Overwork, “rockstar” culture, and personal boundaries
- Strong condemnation of 60–80‑hour weeks and cancelled holidays; many say this behavior:
- Encourages unrealistic planning and abusive expectations.
- Burns out staff who are still disposable in layoffs.
- Some admit the “fixer / rockstar” dopamine hit is real and addictive, but argue you must set boundaries and avoid donating free labor unless you share in the upside (meaningful equity, partnership).
- Repeated advice: don’t cancel vacations for bad management; switch jobs rather than normalize crunch.
Vendors, data design, and outsourcing horror stories
- The vendor’s MongoDB “one giant JSON document” pattern is widely mocked as archetypal bad schema design.
- Thread fills with similar war stories:
- Tickets as separate DB columns, megabyte‑sized JSON or Elasticsearch docs, CSV files as “databases,” prices in cookies or hidden form fields, Firebase lock‑in, etc.
- Broader themes:
- Non‑tech leadership often can’t assess technical quality and are vulnerable to slick vendors and large consultancies.

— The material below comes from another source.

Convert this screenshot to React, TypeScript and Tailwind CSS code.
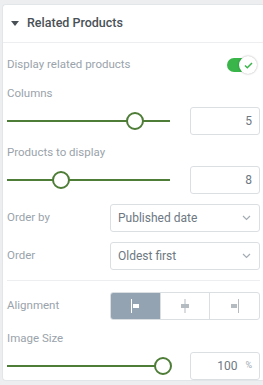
import React from "react";

const font = { fontFamily: "'Roboto', 'Noto Sans', sans-serif" };

function Slider({ pos }: { pos: number }) {
  return (
    <div className="relative h-[18px] w-[163px]">
      <div className="absolute left-0 right-0 top-[8px] h-[2px] bg-[#4e7d37]" />
      <div
        className="absolute top-0 h-[18px] w-[18px] rounded-full border-2 border-[#4e7d37] bg-white"
        style={{ left: pos - 9 }}
      />
    </div>
  );
}

function NumBox({ value, unit }: { value: string; unit?: string }) {
  return (
    <div className="flex h-[28px] w-[70px] items-center justify-end rounded-[3px] border border-[#dcdfe2] pr-[7px] text-[12px] text-[#6d7882]">
      <span>{value}</span>
      {unit && <span className="ml-[8px] text-[9px] text-[#a4acb3]">{unit}</span>}
    </div>
  );
}

function Select({ value }: { value: string }) {
  return (
    <div className="flex h-[28px] w-[150px] items-center justify-between rounded-[3px] border border-[#dcdfe2] pl-[7px] pr-[8px] text-[12px] text-[#6d7882]">
      <span>{value}</span>
      <svg width="9" height="6" viewBox="0 0 9 6">
        <path d="M1 1l3.5 3.5L8 1" fill="none" stroke="#a4acb3" strokeWidth="1.2" />
      </svg>
    </div>
  );
}

export default function App() {
  return (
    <div className="h-[385px] w-[263px] overflow-hidden bg-[#eceef0] pl-[2px] pt-[4px]" style={font}>
      <div className="h-[377px] rounded-tl-[4px] rounded-bl-[4px] border-b border-l border-t border-[#e3e6e9] bg-white">
        <div className="flex h-[38px] items-center border-b border-[#eceef0] pl-[8px]">
          <svg width="8" height="5" viewBox="0 0 8 5" className="mr-[8px]">
            <path d="M0 0h8L4 5z" fill="#495157" />
          </svg>
          <span className="text-[12.5px] font-medium text-[#495157]">Related Products</span>
        </div>
        <div className="pl-[4px] pr-[3px] text-[11.5px] text-[#9aa3ab]">
          <div className="mt-[13px] flex h-[18px] items-center justify-between">
            <span>Display related products</span>
            <div className="relative mr-[3px] h-[18px] w-[30px]">
              <div className="absolute left-0 top-[2px] h-[14px] w-[26px] rounded-full bg-[#39b54a]" />
              <div className="absolute right-0 top-0 flex h-[18px] w-[18px] items-center justify-center rounded-full bg-white shadow-[0_0_2px_rgba(0,0,0,0.35)]">
                <svg width="9" height="7" viewBox="0 0 9 7">
                  <path d="M1 3.5l2.3 2.3L8 1" fill="none" stroke="#39b54a" strokeWidth="1.5" />
                </svg>
              </div>
            </div>
          </div>
          <div className="mt-[11px] h-[16px] leading-[16px]">Columns</div>
          <div className="mt-[6px] flex h-[28px] items-center justify-between">
            <Slider pos={128} />
            <NumBox value="5" />
          </div>
          <div className="mt-[9px] h-[16px] leading-[16px]">Products to display</div>
          <div className="mt-[6px] flex h-[28px] items-center justify-between">
            <Slider pos={54} />
            <NumBox value="8" />
          </div>
          <div className="mt-[10px] flex h-[28px] items-center justify-between">
            <span>Order by</span>
            <Select value="Published date" />
          </div>
          <div className="mt-[10px] flex h-[28px] items-center justify-between">
            <span>Order</span>
            <Select value="Oldest first" />
          </div>
          <div className="mt-[10px] border-t border-[#eceef0]" />
          <div className="mt-[11px] flex h-[28px] items-center justify-between">
            <span>Alignment</span>
            <div className="flex h-[28px] w-[150px] overflow-hidden rounded-[3px] border border-[#dcdfe2]">
              <div className="flex flex-1 items-center justify-center bg-[#93a3b1]">
                <svg width="12" height="14" viewBox="0 0 12 14">
                  <rect x="2" y="0" width="1" height="14" fill="#fff" />
                  <rect x="4" y="5" width="6" height="4" fill="#fff" />
                </svg>
              </div>
              <div className="flex flex-1 items-center justify-center border-l border-[#dcdfe2]">
                <svg width="12" height="14" viewBox="0 0 12 14">
                  <rect x="5.5" y="0" width="1" height="14" fill="#b4bbc1" />
                  <rect x="2" y="5" width="8" height="4" fill="#b4bbc1" />
                </svg>
              </div>
              <div className="flex flex-1 items-center justify-center border-l border-[#dcdfe2]">
                <svg width="12" height="14" viewBox="0 0 12 14">
                  <rect x="9" y="0" width="1" height="14" fill="#b4bbc1" />
                  <rect x="2" y="5" width="6" height="4" fill="#b4bbc1" />
                </svg>
              </div>
            </div>
          </div>
          <div className="mt-[10px] h-[16px] leading-[16px]">Image Size</div>
          <div className="mt-[6px] flex h-[28px] items-center justify-between">
            <Slider pos={156} />
            <NumBox value="100" unit="%" />
          </div>
        </div>
      </div>
    </div>
  );
}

- Billion‑dollar companies routinely struggle to build what “three weirdos could write in a weekend,” due to incentives, bureaucracy, and risk‑aversion.
- Debate on whether such architectural red flags alone should kill an investment; some say yes (execution risk), others say tech can be fixed if the business is strong.
Healthy vs unhealthy organizations
- Aspirational picture of a “healthy” company:
- Competent technical leadership, no need to lie, honest feedback about failing plans, and protection of holidays and reasonable hours.
- Several claim such companies do exist, usually at particular growth phases and modest sizes; others say they’re rare or transient.
- Many describe cultures where:
- “Yes people” flourish, dissent is punished, and turnover among direct reports is a clear red flag.
- Progress reporting is hard because of information asymmetry; non‑technical managers often misinterpret or demand oversimplified metrics.
AI‑generated header image and aesthetics
- A notable subthread fixates on the AI header image:
- People find it distracting, “generic,” or uncanny (e.g., code on the back of a monitor).
- Comparisons to stock photos, Photoshop, and CGI in films: technology can be good, but common, low‑effort usage looks cheap and breaks immersion.
Plausibility and narrative reliability
- Some readers doubt the literal truth of the story:
- Question Fortune 500 org charts with a CTO directly managing a three‑person team and the clean, consequence‑free outcome after replacing a vendor in secret.
- Others treat it as a possibly embellished but representative parable of common industry dynamics rather than a precise historical account.